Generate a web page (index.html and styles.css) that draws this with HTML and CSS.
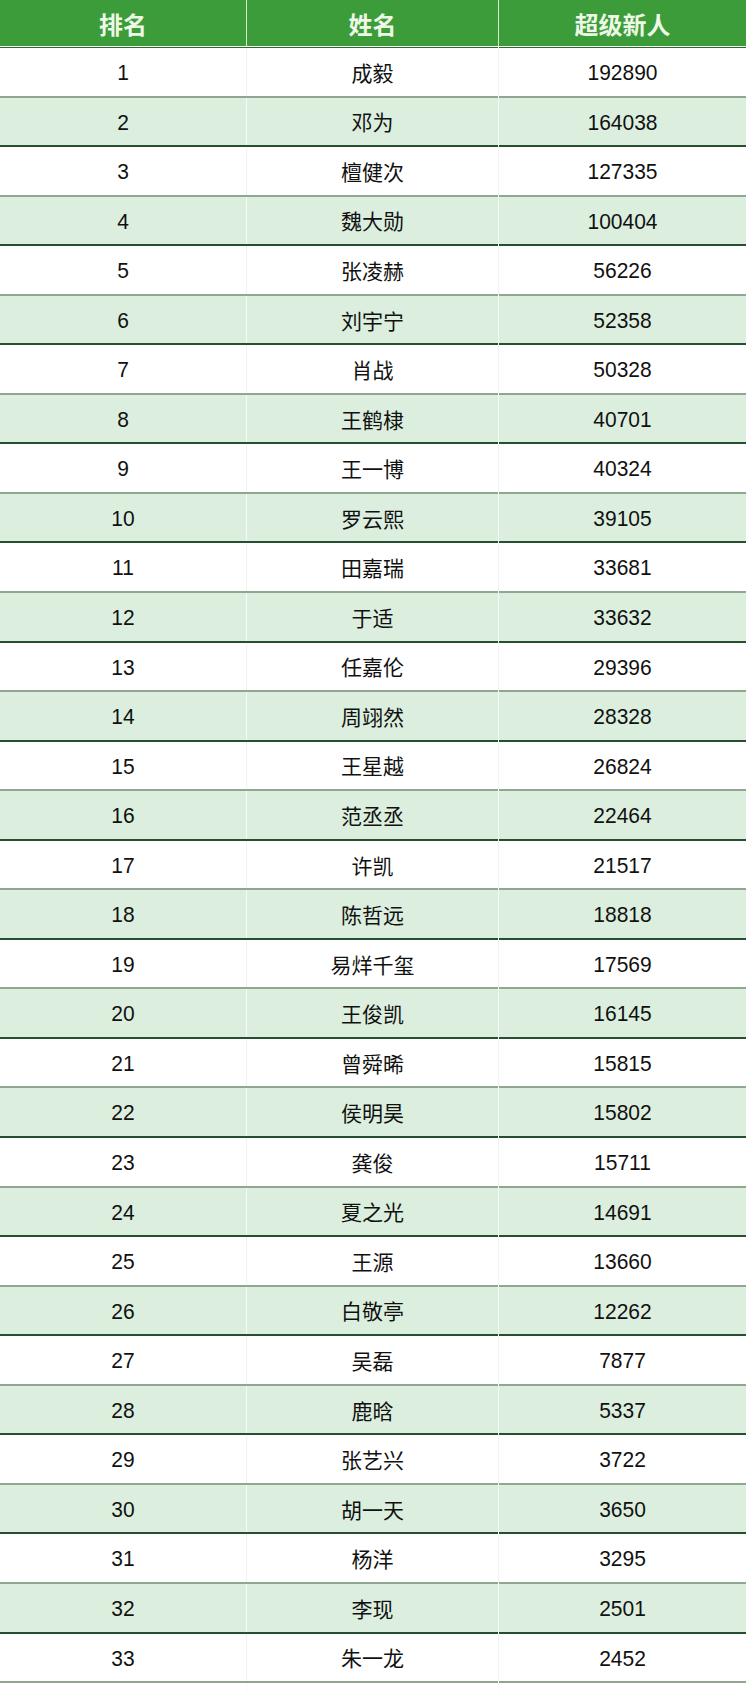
FILE: index.html
```html
<!DOCTYPE html>
<html lang="zh">
<head>
<meta charset="utf-8">
<title>超级新人</title>
<link rel="stylesheet" href="styles.css">
</head>
<body>
<div class="table">
  <div class="head">
    <div class="hc">排名</div>
    <div class="hc">姓名</div>
    <div class="hc">超级新人</div>
  </div>
  <div class="rows" id="rows">
    <div class="row"><div class="c num">1</div><div class="c">成毅</div><div class="c num">192890</div></div>
    <div class="row"><div class="c num">2</div><div class="c">邓为</div><div class="c num">164038</div></div>
    <div class="row"><div class="c num">3</div><div class="c">檀健次</div><div class="c num">127335</div></div>
    <div class="row"><div class="c num">4</div><div class="c">魏大勋</div><div class="c num">100404</div></div>
    <div class="row"><div class="c num">5</div><div class="c">张凌赫</div><div class="c num">56226</div></div>
    <div class="row"><div class="c num">6</div><div class="c">刘宇宁</div><div class="c num">52358</div></div>
    <div class="row"><div class="c num">7</div><div class="c">肖战</div><div class="c num">50328</div></div>
    <div class="row"><div class="c num">8</div><div class="c">王鹤棣</div><div class="c num">40701</div></div>
    <div class="row"><div class="c num">9</div><div class="c">王一博</div><div class="c num">40324</div></div>
    <div class="row"><div class="c num">10</div><div class="c">罗云熙</div><div class="c num">39105</div></div>
    <div class="row"><div class="c num">11</div><div class="c">田嘉瑞</div><div class="c num">33681</div></div>
    <div class="row"><div class="c num">12</div><div class="c">于适</div><div class="c num">33632</div></div>
    <div class="row"><div class="c num">13</div><div class="c">任嘉伦</div><div class="c num">29396</div></div>
    <div class="row"><div class="c num">14</div><div class="c">周翊然</div><div class="c num">28328</div></div>
    <div class="row"><div class="c num">15</div><div class="c">王星越</div><div class="c num">26824</div></div>
    <div class="row"><div class="c num">16</div><div class="c">范丞丞</div><div class="c num">22464</div></div>
    <div class="row"><div class="c num">17</div><div class="c">许凯</div><div class="c num">21517</div></div>
    <div class="row"><div class="c num">18</div><div class="c">陈哲远</div><div class="c num">18818</div></div>
    <div class="row"><div class="c num">19</div><div class="c">易烊千玺</div><div class="c num">17569</div></div>
    <div class="row"><div class="c num">20</div><div class="c">王俊凯</div><div class="c num">16145</div></div>
    <div class="row"><div class="c num">21</div><div class="c">曾舜晞</div><div class="c num">15815</div></div>
    <div class="row"><div class="c num">22</div><div class="c">侯明昊</div><div class="c num">15802</div></div>
    <div class="row"><div class="c num">23</div><div class="c">龚俊</div><div class="c num">15711</div></div>
    <div class="row"><div class="c num">24</div><div class="c">夏之光</div><div class="c num">14691</div></div>
    <div class="row"><div class="c num">25</div><div class="c">王源</div><div class="c num">13660</div></div>
    <div class="row"><div class="c num">26</div><div class="c">白敬亭</div><div class="c num">12262</div></div>
    <div class="row"><div class="c num">27</div><div class="c">吴磊</div><div class="c num">7877</div></div>
    <div class="row"><div class="c num">28</div><div class="c">鹿晗</div><div class="c num">5337</div></div>
    <div class="row"><div class="c num">29</div><div class="c">张艺兴</div><div class="c num">3722</div></div>
    <div class="row"><div class="c num">30</div><div class="c">胡一天</div><div class="c num">3650</div></div>
    <div class="row"><div class="c num">31</div><div class="c">杨洋</div><div class="c num">3295</div></div>
    <div class="row"><div class="c num">32</div><div class="c">李现</div><div class="c num">2501</div></div>
    <div class="row"><div class="c num">33</div><div class="c">朱一龙</div><div class="c num">2452</div></div>
    <div class="row tail"><div class="c"></div><div class="c"></div><div class="c"></div></div>
  </div>
</div>
</body>
</html>
```
FILE: styles.css
```css
html, body {
  margin: 0;
  padding: 0;
  background: #ffffff;
}
body {
  width: 746px;
  height: 1692px;
  overflow: hidden;
  font-family: "Liberation Sans", Arial, "Noto Sans CJK SC", sans-serif;
}
.table {
  width: 746px;
}
.head {
  display: grid;
  grid-template-columns: 246px 252px 248px;
  height: 46px;
  background: #3b9c39;
  border-bottom: 1px solid #f4fbf2;
}
.hc {
  display: flex;
  align-items: center;
  justify-content: center;
  color: #eef8e6;
  font-family: "Noto Sans CJK SC", sans-serif;
  font-weight: 700;
  font-size: 24px;
  border-left: 1px solid #d8efd2;
}
.hc:first-child {
  border-left: none;
}
.rows {
  border-top: 1px solid #2d6a33;
}
.row {
  display: grid;
  grid-template-columns: 246px 252px 248px;
  height: 49.55px;
  box-sizing: border-box;
  border-bottom: 2px solid #8fa690;
  background: #ffffff;
}
.row:nth-child(even) {
  background: #dcefdf;
  border-bottom-color: #284e30;
}
.row.tail {
  background: #ffffff;
  border-bottom: none;
}
.c {
  display: flex;
  align-items: center;
  justify-content: center;
  color: #111111;
  font-family: "Noto Sans CJK SC", sans-serif;
  font-size: 21px;
  border-left: 1px solid #eef4ee;
}
.row:nth-child(even) .c {
  border-left-color: #f6fbf6;
}
.c:first-child {
  border-left: none;
}
.c.num {
  font-family: "Liberation Sans", Arial, sans-serif;
  font-size: 21px;
  transform: scaleY(1.08);
}
```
====
WHAT YOU SHOULD DO >> Working from the lines above, reproduce the material exactly and exclude its pictures.

EXPECTED OUTPUT >>
Generate a web page (index.html and styles.css) that draws this with HTML and CSS.
FILE: index.html
```html
<!DOCTYPE html>
<html lang="zh">
<head>
<meta charset="utf-8">
<title>超级新人</title>
<link rel="stylesheet" href="styles.css">
</head>
<body>
<div class="table">
  <div class="head">
    <div class="hc">排名</div>
    <div class="hc">姓名</div>
    <div class="hc">超级新人</div>
  </div>
  <div class="rows" id="rows">
    <div class="row"><div class="c num">1</div><div class="c">成毅</div><div class="c num">192890</div></div>
    <div class="row"><div class="c num">2</div><div class="c">邓为</div><div class="c num">164038</div></div>
    <div class="row"><div class="c num">3</div><div class="c">檀健次</div><div class="c num">127335</div></div>
    <div class="row"><div class="c num">4</div><div class="c">魏大勋</div><div class="c num">100404</div></div>
    <div class="row"><div class="c num">5</div><div class="c">张凌赫</div><div class="c num">56226</div></div>
    <div class="row"><div class="c num">6</div><div class="c">刘宇宁</div><div class="c num">52358</div></div>
    <div class="row"><div class="c num">7</div><div class="c">肖战</div><div class="c num">50328</div></div>
    <div class="row"><div class="c num">8</div><div class="c">王鹤棣</div><div class="c num">40701</div></div>
    <div class="row"><div class="c num">9</div><div class="c">王一博</div><div class="c num">40324</div></div>
    <div class="row"><div class="c num">10</div><div class="c">罗云熙</div><div class="c num">39105</div></div>
    <div class="row"><div class="c num">11</div><div class="c">田嘉瑞</div><div class="c num">33681</div></div>
    <div class="row"><div class="c num">12</div><div class="c">于适</div><div class="c num">33632</div></div>
    <div class="row"><div class="c num">13</div><div class="c">任嘉伦</div><div class="c num">29396</div></div>
    <div class="row"><div class="c num">14</div><div class="c">周翊然</div><div class="c num">28328</div></div>
    <div class="row"><div class="c num">15</div><div class="c">王星越</div><div class="c num">26824</div></div>
    <div class="row"><div class="c num">16</div><div class="c">范丞丞</div><div class="c num">22464</div></div>
    <div class="row"><div class="c num">17</div><div class="c">许凯</div><div class="c num">21517</div></div>
    <div class="row"><div class="c num">18</div><div class="c">陈哲远</div><div class="c num">18818</div></div>
    <div class="row"><div class="c num">19</div><div class="c">易烊千玺</div><div class="c num">17569</div></div>
    <div class="row"><div class="c num">20</div><div class="c">王俊凯</div><div class="c num">16145</div></div>
    <div class="row"><div class="c num">21</div><div class="c">曾舜晞</div><div class="c num">15815</div></div>
    <div class="row"><div class="c num">22</div><div class="c">侯明昊</div><div class="c num">15802</div></div>
    <div class="row"><div class="c num">23</div><div class="c">龚俊</div><div class="c num">15711</div></div>
    <div class="row"><div class="c num">24</div><div class="c">夏之光</div><div class="c num">14691</div></div>
    <div class="row"><div class="c num">25</div><div class="c">王源</div><div class="c num">13660</div></div>
    <div class="row"><div class="c num">26</div><div class="c">白敬亭</div><div class="c num">12262</div></div>
    <div class="row"><div class="c num">27</div><div class="c">吴磊</div><div class="c num">7877</div></div>
    <div class="row"><div class="c num">28</div><div class="c">鹿晗</div><div class="c num">5337</div></div>
    <div class="row"><div class="c num">29</div><div class="c">张艺兴</div><div class="c num">3722</div></div>
    <div class="row"><div class="c num">30</div><div class="c">胡一天</div><div class="c num">3650</div></div>
    <div class="row"><div class="c num">31</div><div class="c">杨洋</div><div class="c num">3295</div></div>
    <div class="row"><div class="c num">32</div><div class="c">李现</div><div class="c num">2501</div></div>
    <div class="row"><div class="c num">33</div><div class="c">朱一龙</div><div class="c num">2452</div></div>
    <div class="row tail"><div class="c"></div><div class="c"></div><div class="c"></div></div>
  </div>
</div>
</body>
</html>
```
FILE: styles.css
```css
html, body {
  margin: 0;
  padding: 0;
  background: #ffffff;
}
body {
  width: 746px;
  height: 1692px;
  overflow: hidden;
  font-family: "Liberation Sans", Arial, "Noto Sans CJK SC", sans-serif;
}
.table {
  width: 746px;
}
.head {
  display: grid;
  grid-template-columns: 246px 252px 248px;
  height: 46px;
  background: #3b9c39;
  border-bottom: 1px solid #f4fbf2;
}
.hc {
  display: flex;
  align-items: center;
  justify-content: center;
  color: #eef8e6;
  font-family: "Noto Sans CJK SC", sans-serif;
  font-weight: 700;
  font-size: 24px;
  border-left: 1px solid #d8efd2;
}
.hc:first-child {
  border-left: none;
}
.rows {
  border-top: 1px solid #2d6a33;
}
.row {
  display: grid;
  grid-template-columns: 246px 252px 248px;
  height: 49.55px;
  box-sizing: border-box;
  border-bottom: 2px solid #8fa690;
  background: #ffffff;
}
.row:nth-child(even) {
  background: #dcefdf;
  border-bottom-color: #284e30;
}
.row.tail {
  background: #ffffff;
  border-bottom: none;
}
.c {
  display: flex;
  align-items: center;
  justify-content: center;
  color: #111111;
  font-family: "Noto Sans CJK SC", sans-serif;
  font-size: 21px;
  border-left: 1px solid #eef4ee;
}
.row:nth-child(even) .c {
  border-left-color: #f6fbf6;
}
.c:first-child {
  border-left: none;
}
.c.num {
  font-family: "Liberation Sans", Arial, sans-serif;
  font-size: 21px;
  transform: scaleY(1.08);
}
```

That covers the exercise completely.